Healthy vending machines
A Canadian businessman's mission to offer healthier treats in snack machines is slowly catching on in the city, writes Charley Lanyon

V ending machines are enormously popular in Asia. Japan leads the pack with about one machine per 25 people. Hong Kong, often mentioned as another bastion of the vending machine, lags well behind Japan, with one machine per about 700 people.
It was in this snack machine gap that Adam So, a Canadian banker working in Hong Kong, saw an opportunity. "I looked into the vending concept and thought, this is easy," he says. "It's a good cash cow."

The other place vending machines are prevalent is in high-stress work environments where employees need fuel to get through long days. Hong Kong's corporate workers were beginning to embrace healthier lifestyles and So saw an opportunity there, too.

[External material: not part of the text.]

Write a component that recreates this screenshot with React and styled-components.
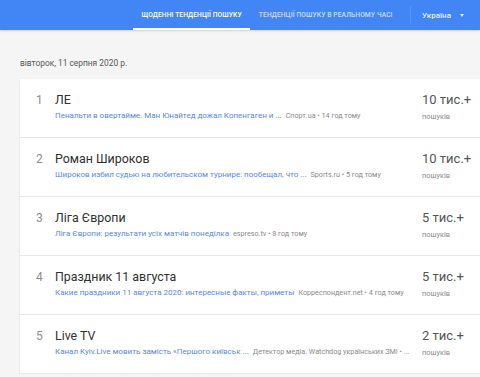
import React from "react";
import styled, { createGlobalStyle } from "styled-components";

const GlobalStyle = createGlobalStyle`
  html, body {
    margin: 0;
    padding: 0;
    background: #f5f5f5;
    font-family: Roboto, "Noto Sans", Arial, sans-serif;
    overflow: hidden;
  }
`;

const trends = [
  {
    title: "ЛЕ",
    link: "Пенальти в овертайме. Ман Юнайтед дожал Копенгаген и ...",
    source: "Спорт.ua • 14 год тому",
    count: "10 тис.+",
  },
  {
    title: "Роман Широков",
    link: "Широков избил судью на любительском турнире: пообещал, что ...",
    source: "Sports.ru • 5 год тому",
    count: "10 тис.+",
  },
  {
    title: "Ліга Європи",
    link: "Ліга Європи: результати усіх матчів понеділка",
    source: "espreso.tv • 8 год тому",
    count: "5 тис.+",
  },
  {
    title: "Праздник 11 августа",
    link: "Какие праздники 11 августа 2020: интересные факты, приметы",
    source: "Корреспондент.net • 4 год тому",
    count: "5 тис.+",
  },
  {
    title: "Live TV",
    link: "Канал Kyiv.Live мовить замість «Першого київськ ...",
    source: "Детектор медіа. Watchdog українських ЗМІ • ...",
    count: "2 тис.+",
  },
];

const Header = styled.header`
  height: 30px;
  background: #4285f4;
  display: flex;
  align-items: stretch;
  padding-left: 133px;
  box-shadow: 0 1px 2px rgba(0, 0, 0, 0.15);
`;

const Tab = styled.div`
  display: flex;
  align-items: center;
  padding: 2px 8.5px 0;
  box-sizing: border-box;
  font-size: 6.7px;
  font-weight: 500;
  letter-spacing: 0.1px;
  text-transform: uppercase;
  white-space: nowrap;
  color: ${(p) => (p.$active ? "#ffffff" : "rgba(255,255,255,0.72)")};
  border-bottom: 2px solid ${(p) => (p.$active ? "#ffffff" : "transparent")};
`;

const Divider = styled.div`
  width: 1px;
  background: rgba(255, 255, 255, 0.12);
  margin: 6px 0 6px 9px;
`;

const Region = styled.div`
  display: flex;
  align-items: center;
  gap: 9px;
  padding-left: 11px;
  font-size: 8px;
  font-weight: 500;
  color: rgba(255, 255, 255, 0.9);
`;

const Caret = styled.span`
  width: 0;
  height: 0;
  border-left: 2.5px solid transparent;
  border-right: 2.5px solid transparent;
  border-top: 3px solid rgba(255, 255, 255, 0.85);
`;

const Main = styled.main`
  padding: 27px 0 0 20px;
`;

const DateLine = styled.div`
  font-size: 8.4px;
  line-height: 12px;
  color: #555;
  margin-bottom: 10px;
`;

const Card = styled.div`
  background: #fff;
  box-shadow: 0 1px 2px rgba(0, 0, 0, 0.12);
`;

const Row = styled.div`
  display: flex;
  height: 59px;
  box-sizing: border-box;
  padding: 13px 0 0 16px;
  border-bottom: 1px solid #e8e8e8;
`;

const Index = styled.div`
  width: 19px;
  font-size: 12px;
  line-height: 16px;
  color: #8c8c8c;
`;

const Details = styled.div`
  flex: 1;
  min-width: 0;
`;

const Title = styled.div`
  font-size: 12.4px;
  line-height: 16px;
  color: #303030;
`;

const Meta = styled.div`
  margin-top: 3px;
  display: flex;
  align-items: baseline;
  gap: 4px;
  white-space: nowrap;
`;

const Link = styled.span`
  font-size: 8px;
  color: #5a88d6;
`;

const Source = styled.span`
  font-size: 7.2px;
  color: #8a8a8a;
`;

const Count = styled.div`
  width: 58px;
  margin-top: -1px;
`;

const Volume = styled.div`
  font-size: 13px;
  line-height: 18px;
  color: #555;
`;

const VolumeLabel = styled.div`
  margin-top: 3px;
  font-size: 7.4px;
  color: #8a8a8a;
`;

export default function App() {
  return (
    <>
      <GlobalStyle />
      <Header>
        <Tab $active>Щоденні тенденції пошуку</Tab>
        <Tab>Тенденції пошуку в реальному часі</Tab>
        <Divider />
        <Region>
          Україна
          <Caret />
        </Region>
      </Header>
      <Main>
        <DateLine>вівторок, 11 серпня 2020 р.</DateLine>
        <Card>
          {trends.map((t, i) => (
            <Row key={t.title}>
              <Index>{i + 1}</Index>
              <Details>
                <Title>{t.title}</Title>
                <Meta>
                  <Link>{t.link}</Link>
                  <Source>{t.source}</Source>
                </Meta>
              </Details>
              <Count>
                <Volume>{t.count}</Volume>
                <VolumeLabel>пошуків</VolumeLabel>
              </Count>
            </Row>
          ))}
        </Card>
      </Main>
    </>
  );
}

Enter Health Addiction, a company that provides vending machines that carry only healthy snacks and beverages. Originally, So took his inspiration from California public schools, where junk food vending machines had been banned and healthy alternatives were starting to spring up.
He tried to set stringent guidelines for his snacks, but found that the paucity of healthy snacking options in Hong Kong, coupled with the demands of a public too accustomed to their unhealthy snacks, meant that he had to be a bit less strict. He has filled them with items such as Alpen light bars, Fuseli cereal bars, pretzels, Sunbites chips and freeze-dried edamame.